3. When separating multiple eggs, crack each one into a small bowl before adding it to the big bowl, that way if the yolk separates and falls into the white, you only ruined one egg, not the entire batch. Also, separating is easier when the eggs are cold, so do this before bringing the eggs up to room temperature.
4. The chemicals in chili peppers that cause that wonderful feeling of heat on the tongue can cause a not-so-wonderful feeling if it gets into your eyes (or nose)—and it can share its love with other foods on your menu. To avoid cross-contamination, avoid touching your face or eyes after cutting and trimming hot chilies. Change work surfaces and knives. Some cooks wear plastic gloves when handling hot peppers.
CREAMY WHIPPED SWEET POTATOES WITH CARDAMOM AND QUINCE JELLY
(Serves 8)
Tami Ganeles-Weiser of TheWeiserKitchen.com
Here’s a sweet-spicy side dish that is guaranteed to start the year on a sweetnote—and they are just as good any time at all. The key to making light, creamy, smooth sweet potatoes with a mixer is heat. Make sure to scoop the potatoes when they are just out of the oven and whip while they are hot, hot, hot and you’ll have a great texture. Just make sure to use an oven mitt or kitchen towel when you handle the hot potatoes.
Ingredients:
6 large sweet potatoes (about 3½ pounds, See Kitchen Tip)
2 teaspoons kosher salt, divided
¼ teaspoon freshly ground white pepper
1 tablespoon vanilla bean paste [link to glossary]
¼ teaspoon ground cardamom
⅔ cup quince jelly (See Kitchen Tip)
¼ cup coconut cream [link to glossary]
Directions:
Preheat the oven to 425°F. Line a rimmed baking sheet with 2 layers of
aluminum foil and a spritz of nonstick vegetable oil spray. Wash the
potatoes, and while wet, sprinkle with 1 teaspoon of the salt. Place on
the baking sheet and bake for 55 to 60 minutes, until cooked through and
very soft.
Carefully scoop the hot potato filling into the bowl of a stand mixer.

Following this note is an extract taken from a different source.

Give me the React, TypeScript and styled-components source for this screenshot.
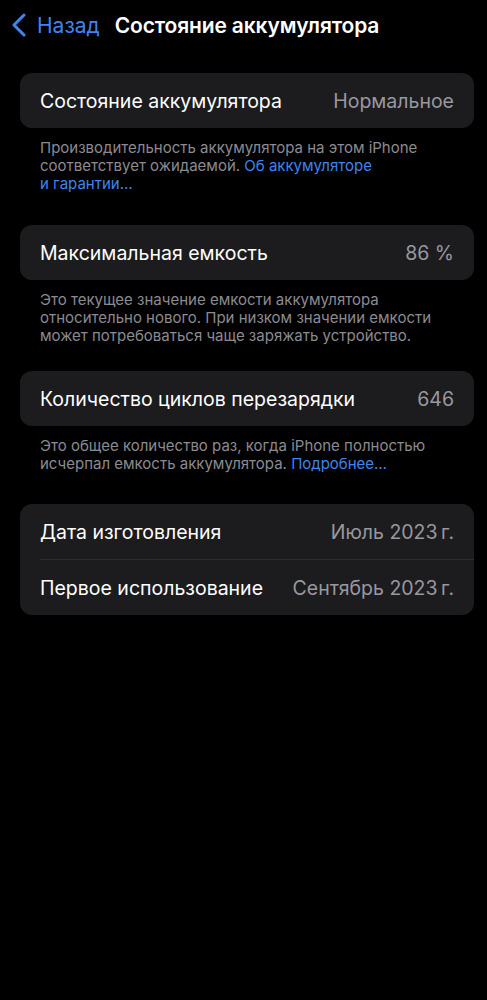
import React from "react"
import styled, { createGlobalStyle } from "styled-components"

const GlobalStyle = createGlobalStyle`
  html, body {
    margin: 0;
    padding: 0;
    background: #000;
  }
  body {
    font-family: Inter, "Noto Sans", sans-serif;
    color: #fff;
    -webkit-font-smoothing: antialiased;
  }
`

const Page = styled.div`
  width: 487px;
  min-height: 1000px;
  background: #000;
  display: flex;
  flex-direction: column;
`

const NavBar = styled.div`
  height: 50px;
  display: flex;
  align-items: center;
  padding: 0 0 0 11px;
  margin-bottom: 23px;
`

const BackButton = styled.div`
  display: flex;
  align-items: center;
  gap: 10px;
  color: #3f84f0;
  font-size: 21px;
  margin-right: 15px;
`

const Title = styled.div`
  font-size: 21px;
  font-weight: 600;
  letter-spacing: -0.15px;
`

const Content = styled.div`
  display: flex;
  flex-direction: column;
  padding: 0 13px 0 20px;
`

const Section = styled.div<{ $gap?: number }>`
  display: flex;
  flex-direction: column;
  margin-bottom: ${(p) => p.$gap ?? 32}px;
`

const Card = styled.div`
  background: #1c1c1e;
  border-radius: 12px;
  display: flex;
  flex-direction: column;
  padding-left: 20px;
`

const Row = styled.div<{ $divider?: boolean }>`
  height: 55px;
  display: flex;
  align-items: center;
  justify-content: space-between;
  padding-right: 20px;
  font-size: 19.5px;
  border-bottom: ${(p) => (p.$divider ? "1px solid #2e2e31" : "none")};
`

const Label = styled.span`
  color: #fff;
`

const Value = styled.span`
  color: #98989e;
`

const Footnote = styled.div`
  padding: 11px 20px 0 20px;
  font-size: 15px;
  line-height: 18px;
  color: #8b8b91;
`

const Link = styled.span`
  color: #3f84f0;
`

const Chevron = () => (
  <svg width="16" height="24" viewBox="0 0 16 24">
    <path
      d="M13 2 L3 12 L13 22"
      fill="none"
      stroke="#3f84f0"
      strokeWidth="3"
      strokeLinecap="round"
      strokeLinejoin="round"
    />
  </svg>
)

export default function App() {
  return (
    <Page>
      <GlobalStyle />
      <NavBar>
        <BackButton>
          <Chevron />
          Назад
        </BackButton>
        <Title>Состояние аккумулятора</Title>
      </NavBar>
      <Content>
        <Section $gap={32}>
          <Card>
            <Row>
              <Label>Состояние аккумулятора</Label>
              <Value>Нормальное</Value>
            </Row>
          </Card>
          <Footnote>
            Производительность аккумулятора на этом iPhone
            <br />
            соответствует ожидаемой. <Link>Об аккумуляторе</Link>
            <br />
            <Link>и гарантии…</Link>
          </Footnote>
        </Section>
        <Section $gap={26}>
          <Card>
            <Row>
              <Label>Максимальная емкость</Label>
              <Value>86 %</Value>
            </Row>
          </Card>
          <Footnote>
            Это текущее значение емкости аккумулятора
            <br />
            относительно нового. При низком значении емкости
            <br />
            может потребоваться чаще заряжать устройство.
          </Footnote>
        </Section>
        <Section $gap={31}>
          <Card>
            <Row>
              <Label>Количество циклов перезарядки</Label>
              <Value>646</Value>
            </Row>
          </Card>
          <Footnote>
            Это общее количество раз, когда iPhone полностью
            <br />
            исчерпал емкость аккумулятора. <Link>Подробнее…</Link>
          </Footnote>
        </Section>
        <Section>
          <Card>
            <Row $divider>
              <Label>Дата изготовления</Label>
              <Value>Июль 2023{"\u2009"}г.</Value>
            </Row>
            <Row>
              <Label>Первое использование</Label>
              <Value>Сентябрь 2023{"\u2009"}г.</Value>
            </Row>
          </Card>
        </Section>
      </Content>
    </Page>
  )
}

(See Kitchen Tip.) Add the remaining salt, the pepper, vanilla bean
paste, ground cardamom, and jelly and mix at low speed, working up to
medium-high, for a total of 10 minutes, until the potatoes are whipped
and smooth. stopping to scrape down the bowl as needed. Add the coconut
cream, a little at a time, and continue to blend for about 5 more
minutes, until fully incorporated.
Taste and season with salt and pepper if necessary. Serve immediately,
or store in a covered container and refrigerate for up to 1 day. Reheat
to serve.
Kitchen Tips:
Use whichever variety of sweet potato (also called yam) that you like
for this dish. I’ve found that garnets produce the sweetest results.
If you have a potato ricer or a food mill, use it now! It works every
time, flawlessly. These are two of my essential kitchen tools. They key
to all of this is twofold: make sure the potatoes are fully cooked and
mash, whip or mill them while they’re hot. Please do not use a food processor or blender for any potatoes; you will end up with mucky, slushy potatoes.
Quince jelly can be found at specialty stores, online, and at health
food stores. You can also use preserves or jam, and you’ll end up with
yummy chunks of sweet quince.
If you are watching your sugar intake, you can cut the jelly down to ½ cup and maintain the flavor.